E-commerce continues to be its largest operation. Amazon posted total revenue of $108.5 billion in the first quarter, which was up 44% from the same quarter a year earlier. Of this total, its North American e-commerce business contributed $64.4 billion. Its international e-commerce business added $30.6 billion. These domestic and international revenues are largely driven by Prime, a set of paid subscription services that have well over 200 million members. Among Prime’s most significant benefits are a free video streaming service, which is among America’s most dominant (along with Netflix) and a free shipping program. If Amazon buys MGM, as has been rumored, the Prime Video library size will rise sharply and become more attractive to current and potential Prime members.
E-commerce is the first of the three parts that constitute the operations that together make up Amazon.
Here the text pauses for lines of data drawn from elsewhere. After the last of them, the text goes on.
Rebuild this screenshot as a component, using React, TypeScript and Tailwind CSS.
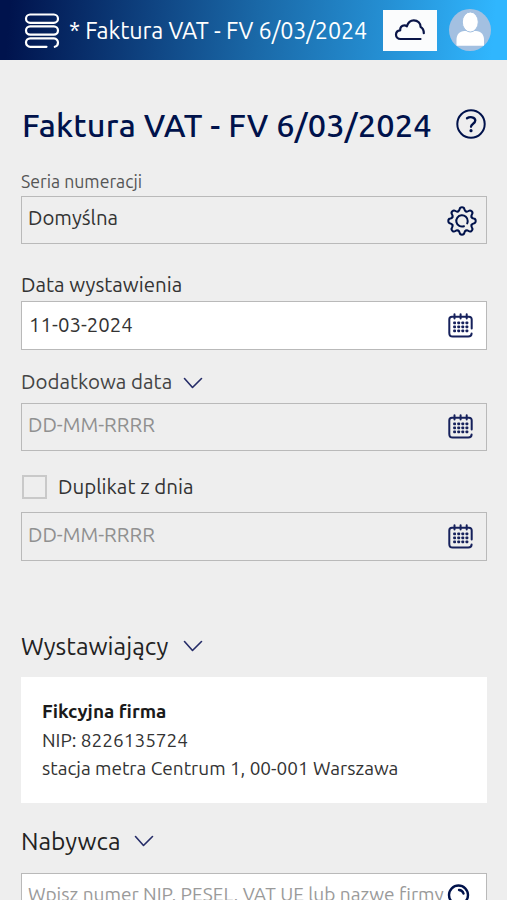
import { ReactNode } from "react"

export default function App() {
  return (
    <div className="h-[900px] w-full overflow-hidden bg-[#eeeeee] text-[#333] font-['Ubuntu','Noto_Sans',sans-serif]">
      <header className="flex h-[60px] items-center bg-[linear-gradient(95deg,#00134d_2%,#0f4482_30%,#1a69a8_51%,#2590d4_76%,#30b6fe_97%)] pl-6 pr-4">
        <MenuIcon />
        <span className="ml-[9px] w-[304px] whitespace-nowrap text-[23.4px] leading-[60px] tracking-[-0.1px] text-white">
          * Faktura VAT - FV 6/03/2024
        </span>
        <button className="ml-[10px] flex h-[41px] w-[54px] items-center justify-center bg-[#fbfcfd]">
          <CloudIcon />
        </button>
        <AvatarIcon />
      </header>

      <main className="pl-[21px] pr-5">
        <div className="flex h-[122px] items-center justify-between pr-px pt-[9px]">
          <h1 className="ml-px whitespace-nowrap text-[32.5px] font-medium tracking-[0.2px] text-[#00124b]">
            Faktura VAT - FV 6/03/2024
          </h1>
          <HelpIcon />
        </div>
        <div className="-mt-3 mb-px flex h-[25px] items-center text-[17.7px] text-[#555]">
          <span>Seria numeracji</span>
        </div>

        <Field className="h-12">
          <span className="pb-[3px]">Domyślna</span>
          <GearIcon />
        </Field>

        <div className="mt-[26px] flex h-[31px] items-center text-[20.5px]">
          <span>Data wystawienia</span>
        </div>
        <Field className="h-[49px] bg-white">
          <span className="ml-px">11-03-2024</span>
          <CalendarIcon />
        </Field>

        <div className="mb-[3px] mt-[15px] flex h-[35px] items-center text-[20.5px] text-[#444]">
          <span className="w-[162px]">Dodatkowa data</span>
          <Chevron />
        </div>
        <Field className="h-12 text-[#909090]">
          <span className="pb-[3px]">DD-MM-RRRR</span>
          <CalendarIcon />
        </Field>

        <label className="mb-1 mt-[17px] flex h-10 items-center text-[20.5px]">
          <span className="mb-[3px] ml-px mr-[11px] h-6 w-[25px] border-2 border-[#c9c9c9]" />
          <span className="pb-[2px]">Duplikat z dnia</span>
        </label>
        <Field className="h-[49px] text-[#909090]">
          <span className="pb-[3px]">DD-MM-RRRR</span>
          <CalendarIcon />
        </Field>

        <h2 className="mt-[65px] flex h-10 items-center text-[24.6px] text-[#222]">
          <span className="w-[162px]">Wystawiający</span>
          <Chevron />
        </h2>
        <section className="mt-[11px] h-[126px] bg-white pl-[21px] pt-5 text-[19px] leading-[28.7px]">
          <p className="font-bold text-[#1a1a1a]">Fikcyjna firma</p>
          <p>NIP: 8226135724</p>
          <p>stacja metra Centrum 1, 00-001 Warszawa</p>
        </section>

        <h2 className="mt-[18px] flex h-10 items-center text-[24.5px] text-[#222]">
          <span className="w-[113px]">Nabywca</span>
          <Chevron />
        </h2>
        <Field className="mt-3 h-[49px] bg-white text-[#9a9a9a]">
          <span className="whitespace-nowrap pb-[6px] text-[19.1px]">Wpisz numer NIP, PESEL, VAT UE lub nazwę firmy</span>
          <SearchIcon />
        </Field>
      </main>
    </div>
  )
}

function Field({ className, children }: { className: string; children: ReactNode }) {
  return (
    <div className={`flex items-center justify-between border border-[#b9b9b9] pl-[6px] pr-[11px] text-[20.4px] ${className}`}>
      {children}
    </div>
  )
}

function MenuIcon() {
  return (
    <svg viewBox="0 0 36 36" fill="none" stroke="white" strokeWidth="2.2" strokeLinecap="round" className="mt-[2px] h-9 w-9 shrink-0">
      <rect x="2" y="1.500" width="32" height="8.300" rx="4.150" />
      <rect x="2" y="13.400" width="32" height="8.300" rx="4.150" />
      <path d="M22.500 33.800H6.200a4.200 4.200 0 0 1 0-8.400H30a4.100 4.100 0 0 1 4 4.200c0 2-1 3.600-3.200 4.200" />
    </svg>
  )
}

function CloudIcon() {
  return (
    <svg viewBox="0 0 32 24" fill="none" stroke="#0a1548" strokeWidth="2.2" strokeLinecap="round" strokeLinejoin="round" className="h-6 w-8">
      <path d="M26.500 21H6.500C3.800 21 2 19.200 2 16.800c0-2.600 1.800-4.200 4.200-4.400-.3-3 1.500-5 4.200-5 1 0 1.800.3 2.400 1C14 4.500 16.500 2.300 19.800 2.300c4 0 6.900 3 6.800 6.700 2 1 3.200 3.200 3.200 6.200" />
    </svg>
  )
}

function AvatarIcon() {
  return (
    <svg viewBox="0 0 42 42" className="ml-3 h-[42px] w-[42px] shrink-0">
      <circle cx="21" cy="21" r="21" fill="#a3c0e1" />
      <path d="M7.500 36.800V31c0-5.500 3-9 8-9h11.500c5 0 8 3.500 8 9v5.800H7.500Z" fill="white" />
      <ellipse cx="21.300" cy="13" rx="8" ry="10" fill="white" stroke="#a3c0e1" strokeWidth="1" />
    </svg>
  )
}

function HelpIcon() {
  return (
    <svg viewBox="0 0 30 30" fill="none" stroke="#00124b" strokeWidth="2" strokeLinecap="round" className="-mt-[3px] h-[30px] w-[30px] shrink-0">
      <circle cx="15" cy="15" r="13.700" />
      <path d="M11 9.300c2.500-1.800 8.300-1.700 8.300 2.200 0 3.200-4.300 3.200-4.300 6.300" strokeWidth="2.300" />
      <circle cx="15" cy="21.700" r="1.600" fill="#00124b" stroke="none" />
    </svg>
  )
}

function GearIcon() {
  return (
    <svg viewBox="0 0 30 30" fill="none" stroke="#00124b" strokeWidth="2" strokeLinecap="round" strokeLinejoin="round" className="mr-[-2px] mt-[2px] h-[30px] w-[30px] shrink-0">
      {[0, 45, 90, 135, 180, 225, 270, 315].map((angle) => (
        <path
          key={angle}
          transform={`rotate(${angle} 15 15)`}
          d="M11.050 5.450C12.100 5.050 12.400 4.400 12.600 3.300 12.800 1.800 13.400 1.300 15 1.300s2.200.5 2.400 2c.2 1.100.5 1.750 1.550 2.150"
        />
      ))}
      <path d="M17 20.200a5.700 5.700 0 1 1 3.700-5.200c0 1-.2 1.800-.5 2.400" />
    </svg>
  )
}

function CalendarIcon() {
  return (
    <svg viewBox="0 0 25 25" fill="none" stroke="#16215c" strokeWidth="2" strokeLinecap="round" className="mb-px mr-[2px] h-[25px] w-[25px] shrink-0">
      <path d="M23.700 15.500V6.500c0-1.800-.9-2.700-2.700-2.700H4c-1.800 0-2.700.9-2.700 2.700V20c0 2.500 1 3.600 3.400 3.600h15.500c2.300 0 3.400-1 3.400-3" />
      <path d="M6.500 1.300v4.200M12.600 1.300v4.200M18.700 1.300v4.200" />
      {[9.8, 13.8, 17.8].map((y) =>
        [6.6, 10.7, 14.8, 18.9].map((x) => (
          <rect key={`${x}-${y}`} x={x - 1.4} y={y - 1.4} width="2.800" height="2.800" rx="0.800" fill="#16215c" stroke="none" />
        ))
      )}
    </svg>
  )
}

function Chevron() {
  return (
    <svg viewBox="0 0 20 12" fill="none" stroke="#252c68" strokeWidth="1.600" strokeLinecap="round" strokeLinejoin="round" className="h-3 w-5">
      <path d="M1.500 1.500 9.500 10.500 18.500 1.500" />
    </svg>
  )
}

function SearchIcon() {
  return (
    <svg viewBox="0 0 28 28" fill="none" stroke="#00124b" strokeWidth="2.400" strokeLinecap="round" className="mt-px h-7 w-7 shrink-0">
      <circle cx="11.500" cy="11" r="9.500" />
      <path d="M12 6a5 5 0 0 1 4.500 3.500M18.500 18l7 8" />
    </svg>
  )
}
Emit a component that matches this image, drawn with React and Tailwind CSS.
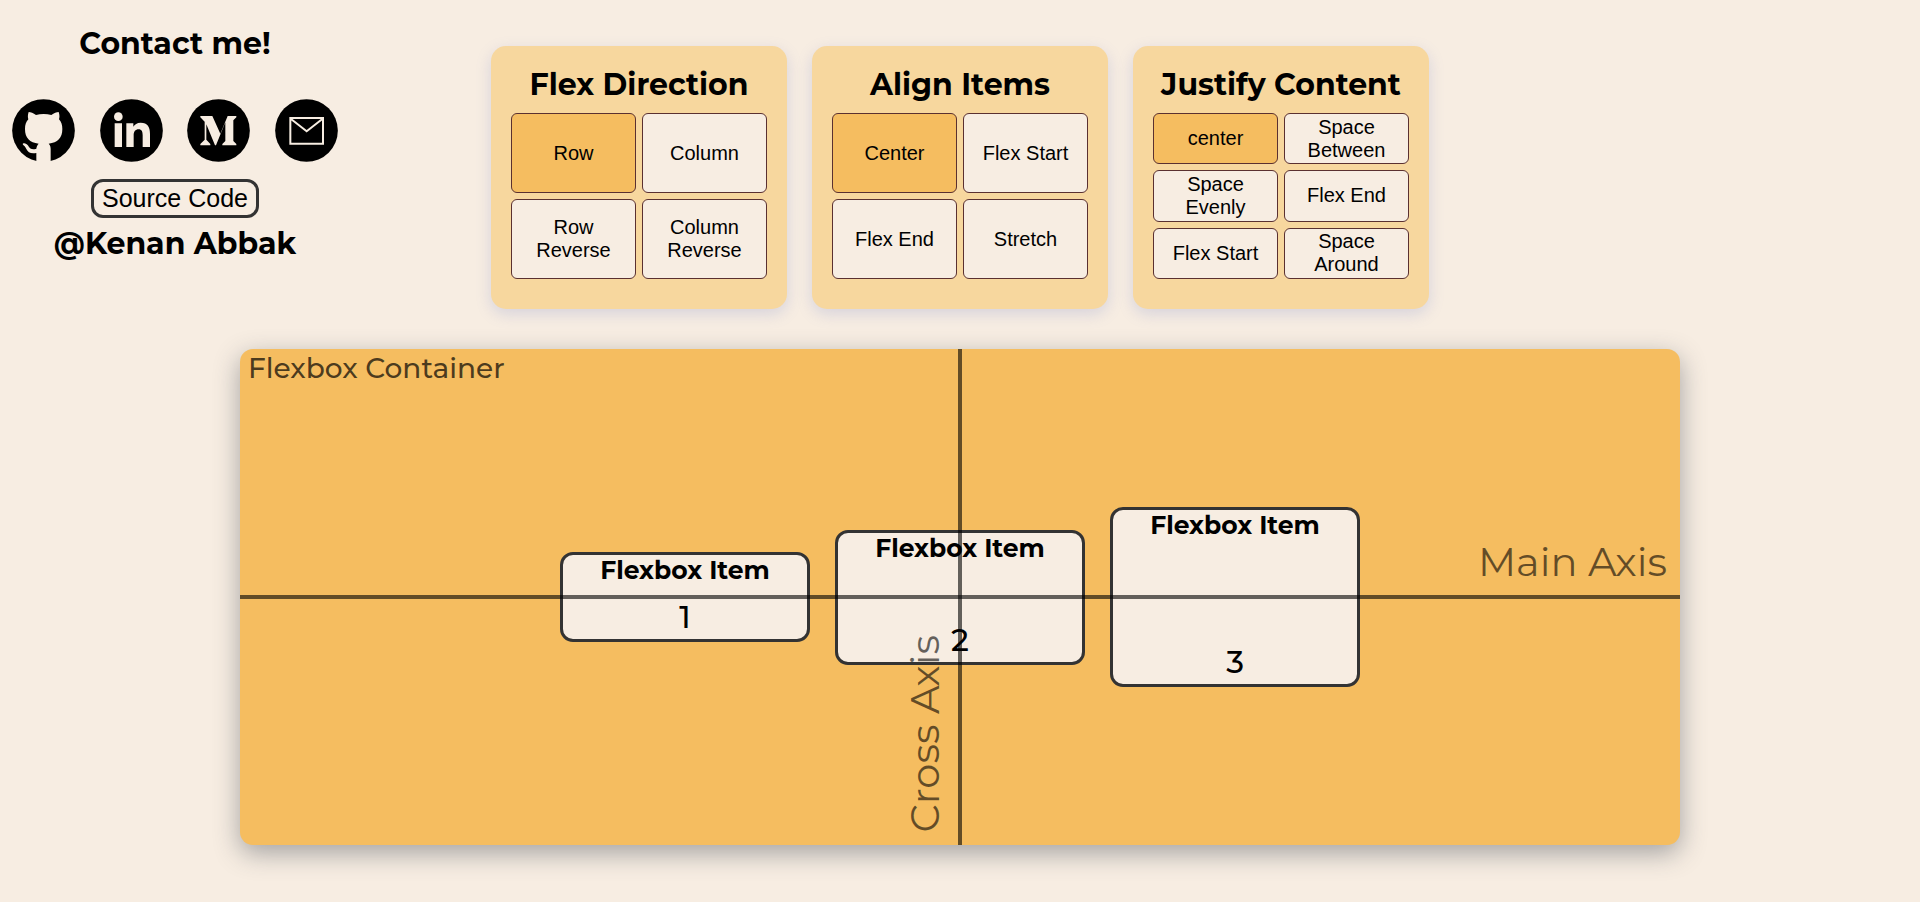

The company also is the world’s leader in cloud computing, one of the fastest-growing segments of the tech industry. It is the top provider of these services by far. Its share of the public cloud business recently was put a 29%, followed by Microsoft at 15% and Google at 10%. AWS, the cloud division of Amazon, had revenue of $13.5 billion last quarter and made $4.2 billion in operating income, for an impressive 31% operating profit margin. This is the second part of Amazon that could be spun out into a separate company.
The revenue for Amazon’s third large and dominant business is rolled into its e-commerce operations, so, financially, it is hard to identify. Amazon has a strong consumer electronics business that, among other things, leads the market for artificial intelligence products that consumers use in their homes. Amazon also sells computers, e-readers and streaming media hardware. Amazon’s Alexa software controls home entertainment, communications, shopping and smart home services, including temperature control and light bulbs and cameras that are voice-activated. Estimates are that Amazon has almost 70% of the U.S. smart speaker market. It is almost certain to move this into the business and commercial sectors, where voice-controlled artificial intelligence has a number of applications.
Former U.S. Secretary of Labor Robert Reich has argued that Facebook, Amazon and Google should be regulated. He added, “A better alternative is to break them up. That way, the information would be distributed through a large number of independent channels without a centralized platform giving all content apparent legitimacy and extraordinary reach. And more startups could flourish.”
A review of these three parts of Amazon shows that each holds a tremendous lead in its particular business. Each could operate independently from the others and remain competitive and financially viable.